Seminar Semester 1/2009

17th March

Presentations by the Monash Linguistics Honours Price winners 2008:

Rosemary Billington
Location, location, location!: Regional characteristics and national patterns of change in the vowels of Melbourne adolescents.

Rebekah Bennets
A linguistic analysis of personal correspondence between members of North American Mennonite communities in the late nineteenth century

Manton Theatre SG01/11 (ground floor Menzies Bld)
(abstracts)

24th March

PhD Confirmation talk:

Katrina Langford
Nouns and noun phrases in Fataluku, a non-Austronesian language of East Timor
Manton Theatre SG01/11 (ground floor, Menzies Bld)
(abstract)

7th April

Wolfgang Wildgen (Bremen University, Germany)
Linguistic functionalism from a dynamic perspective and cognitive grammar
ST2/25 (building 25)
(abstract)

21st April

Margaret Gearon (Education, Monash University)
Late partial immersion students’ written discourse
Room 173, Building 6 (Education Building)
(abstract)

12th May

Catherine E. Travis (University of New Mexico, USA)
Timothy Jowan Curnow (University of South Australia)
Anaphora and deixis in discourse: A case study of Spanish locational adverbs
Room 173, Building 6 (Education Building)
(abstract)

26th May

Louisa Willoughby  (MonashUniversity and the Victorian Deaf Society)
Language needs and language choices: the linguistic situation of deaf migrants and their families living in Victoria
New location: Manton Room SG02, Building 11 (ground floor Menzies Bld)
(abstract)

Abstracts

17th March

Rosemary Billington, Linguistics Honours Prize winner 2008
Location, location, location!: Regional characteristics and national patterns of change in the vowels of Melbourne adolescents.

Recent evidence has suggested that the phonetic characteristics of Australian English vowels are changing, but investigations into Australian English vowel shifting have primarily involved data from New South Wales. Early accounts held that Australian English was remarkably uniform, but in light of recent evidence of regional vowel variation, this necessitates further exploration. The present study widens the scope of investigation into vowel shifting and variation by providing comparable data from Melbourne.

Recordings were made of productions of the 18 vowels of Australian English by male and female adolescents from Melbourne. Frequency values were extracted for the first and second formants, and compared with recent data from Sydney and Adelaide, as well as 1960s New South Wales data, to investigate three hypotheses: 1) regional differences will be present in the vowels of different Australian states, 2) vowel innovation is likely to exist for Melbourne adolescents, but will interact with regional vowel characteristics, and 3) gender differences will be present in the degree to which Melbourne males and females orient to innovation or regional affiliation in their vowel realisations.
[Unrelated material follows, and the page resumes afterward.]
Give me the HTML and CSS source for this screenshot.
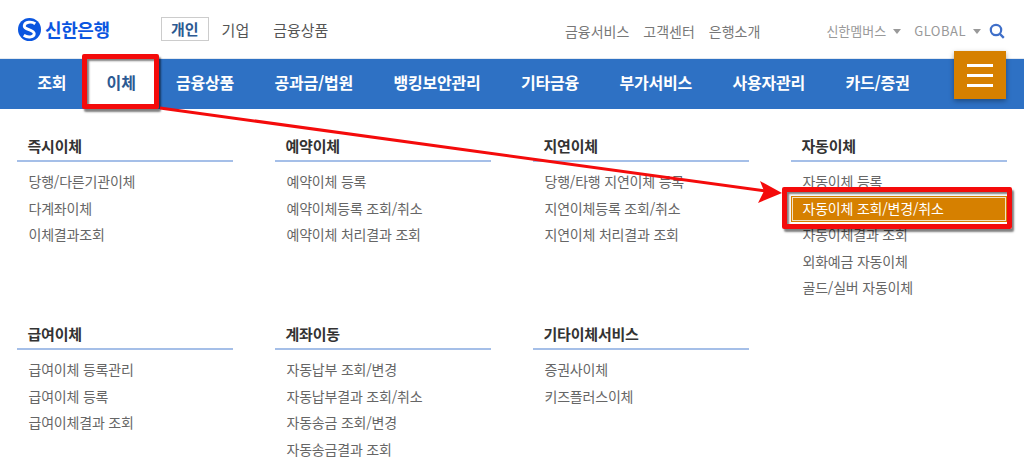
FILE: index.html
```html
<!DOCTYPE html>
<html lang="ko">
<head>
    <meta charset="UTF-8">
    <meta name="viewport" content="width=device-width, initial-scale=1.0">
    <title>신한은행</title>
    <link rel="stylesheet" href="styles.css">
</head>
<body>
    <header class="top">
        <div class="logo">
            <svg width="23" height="23" viewBox="0 0 22 22">
                <circle cx="11" cy="11" r="11" fill="#0b56e0"/>
                <path d="M16.5 5.5C13 3 6.5 3.5 6 7.5C5.5 11.5 15.5 10.5 15.5 15C15.5 18 10 19.5 5.5 16.5" fill="none" stroke="#fff" stroke-width="2.8"/>
            </svg>
            <span>신한은행</span>
        </div>
        <nav class="tabs">
            <a class="tab active">개인</a>
            <a class="tab">기업</a>
            <a class="tab">금융상품</a>
        </nav>
        <div class="util">
            <a>금융서비스</a>
            <a>고객센터</a>
            <a>은행소개</a>
        </div>
        <div class="extra">
            <a class="drop">신한멤버스</a>
            <a class="drop global">GLOBAL</a>
            <svg class="search" width="16" height="16" viewBox="0 0 16 16">
                <circle cx="7" cy="7" r="5.2" fill="none" stroke="#3f6fc9" stroke-width="2.2"/>
                <path d="M10.5 10.5L14.8 14.8" stroke="#3f6fc9" stroke-width="2.4"/>
            </svg>
        </div>
    </header>

    <nav class="mainnav">
        <a>조회</a>
        <a class="current">이체</a>
        <a>금융상품</a>
        <a>공과금/법원</a>
        <a>뱅킹보안관리</a>
        <a>기타금융</a>
        <a>부가서비스</a>
        <a>사용자관리</a>
        <a>카드/증권</a>
    </nav>
    <button class="burger"><i></i><i></i><i></i></button>

    <main class="menu">
        <section class="group">
            <h3>즉시이체</h3>
            <ul>
                <li>당행/다른기관이체</li>
                <li>다계좌이체</li>
                <li>이체결과조회</li>
            </ul>
        </section>
        <section class="group">
            <h3>예약이체</h3>
            <ul>
                <li>예약이체 등록</li>
                <li>예약이체등록 조회/취소</li>
                <li>예약이체 처리결과 조회</li>
            </ul>
        </section>
        <section class="group">
            <h3>지연이체</h3>
            <ul>
                <li>당행/타행 지연이체 등록</li>
                <li>지연이체등록 조회/취소</li>
                <li>지연이체 처리결과 조회</li>
            </ul>
        </section>
        <section class="group">
            <h3>자동이체</h3>
            <ul>
                <li>자동이체 등록</li>
                <li class="picked">자동이체 조회/변경/취소</li>
                <li>자동이체결과 조회</li>
                <li>외화예금 자동이체</li>
                <li>골드/실버 자동이체</li>
            </ul>
        </section>
        <section class="group">
            <h3>급여이체</h3>
            <ul>
                <li>급여이체 등록관리</li>
                <li>급여이체 등록</li>
                <li>급여이체결과 조회</li>
            </ul>
        </section>
        <section class="group">
            <h3>계좌이동</h3>
            <ul>
                <li>자동납부 조회/변경</li>
                <li>자동납부결과 조회/취소</li>
                <li>자동송금 조회/변경</li>
                <li>자동송금결과 조회</li>
            </ul>
        </section>
        <section class="group">
            <h3>기타이체서비스</h3>
            <ul>
                <li>증권사이체</li>
                <li>키즈플러스이체</li>
            </ul>
        </section>
    </main>

    <!-- red callouts drawn over the page -->
    <div class="mark mark-tab"></div>
    <div class="mark mark-item"></div>
    <svg class="arrow" width="1024" height="464" viewBox="0 0 1024 464">
        <path d="M160 108L766 191" stroke="#f40b0b" stroke-width="3" fill="none"/>
        <path d="M782 193L760 181L764 191L758 203Z" fill="#f40b0b"/>
    </svg>
</body>
</html>
```
FILE: styles.css
```css
* {
    box-sizing: border-box;
}
html, body {
    height: 464px;
    overflow: hidden;
}
body {
    position: relative;
    margin: 0;
    background: white;
    font-family: "Noto Sans CJK KR", "Noto Sans", sans-serif;
    color: #666;
}
.top {
    display: flex;
    align-items: center;
    height: 58px;
    padding: 0 19px 0 18px;
}
.logo {
    display: flex;
    align-items: center;
    gap: 4px;
    width: 143px;
    color: #0b56e0;
    font-size: 18px;
    font-weight: 700;
    letter-spacing: -0.4px;
}
.tabs {
    display: flex;
    align-items: center;
    gap: 14px;
    font-size: 15px;
    color: #555;
}
.tab {
    padding: 0 10px 0 0;
}
.tab.active {
    height: 24px;
    line-height: 21px;
    padding: 0 9px;
    border: 1px solid #ccc;
    color: #2c5a92;
    font-weight: 700;
    margin-right: -1px;
}
.util {
    display: flex;
    gap: 14px;
    margin: 3px 0 0 auto;
    font-size: 14px;
    color: #777;
}
.extra {
    display: flex;
    align-items: center;
    margin: 3px 0 0 66px;
    font-size: 13px;
    color: #999;
}
.drop {
    margin-right: 13px;
}
.drop::after {
    content: "";
    display: inline-block;
    margin-left: 7px;
    vertical-align: 2px;
    border: 4px solid transparent;
    border-top: 5px solid #999;
    border-bottom: 0;
}
.global {
    margin-right: 8px;
    letter-spacing: 0.5px;
}
.mainnav {
    display: flex;
    height: 51px;
    padding-left: 17px;
    background: #2e71c4;
    border-top: 1px solid #e4e9f0;
}
.mainnav a {
    padding: 0 20.2px;
    line-height: 47px;
    color: white;
    font-size: 16px;
    font-weight: 700;
    letter-spacing: -0.2px;
}
.mainnav a.current {
    background: white;
    color: #2c5a92;
}
.burger {
    position: absolute;
    top: 51px;
    left: 954px;
    display: flex;
    flex-direction: column;
    justify-content: center;
    gap: 7px;
    width: 52px;
    height: 48px;
    padding: 0 13px;
    border: none;
    background: #d68000;
    box-shadow: 0 2px 5px rgba(0, 0, 0, 0.35);
}
.burger i {
    display: block;
    height: 3px;
    background: white;
}
.menu {
    display: grid;
    grid-template-columns: repeat(4, 215.5px);
    grid-template-rows: 188px auto;
    column-gap: 42.5px;
    align-items: start;
    padding: 26px 0 0 17px;
}
.group h3 {
    margin: 0;
    height: 27px;
    padding-left: 10.5px;
    border-bottom: 2px solid #a5bfe8;
    color: #333;
    font-size: 15px;
    font-weight: 700;
    line-height: 22px;
    letter-spacing: -0.2px;
}
.group ul {
    margin: 7px 0 0;
    padding: 0;
    list-style: none;
    font-size: 14px;
    letter-spacing: -0.2px;
}
.group li {
    height: 26.5px;
    line-height: 25.5px;
    padding-left: 11.5px;
    white-space: nowrap;
}
.group li.picked {
    background: #d68000;
    color: white;
    outline: 1px solid #f3e2c4;
    outline-offset: -2px;
}
/* callouts */
.mark {
    position: absolute;
    border: 5px solid #f40b0b;
    border-radius: 2px;
    box-shadow: 2px 3px 2px rgba(0, 0, 0, 0.5), inset 2px 2px 2px rgba(0, 0, 0, 0.5);
}
.mark-tab {
    left: 82px;
    top: 54px;
    width: 77px;
    height: 55px;
}
.mark-item {
    left: 782px;
    top: 187px;
    width: 230px;
    height: 42px;
}
.arrow {
    position: absolute;
    top: 0;
    left: 0;
}
```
The results indicate that there are clearly identifiable regional characteristics present in the vowels of different Australian states. These obscure general observations of the vowel shift in Melbourne, but some clear indications of vowel innovation are present. Females display more supralocal, potentially innovative features, while males display more pronounced regional characteristics. This study contributes to the ongoing exploration of the proposed Australian vowel shift and its dissemination in different regional centres.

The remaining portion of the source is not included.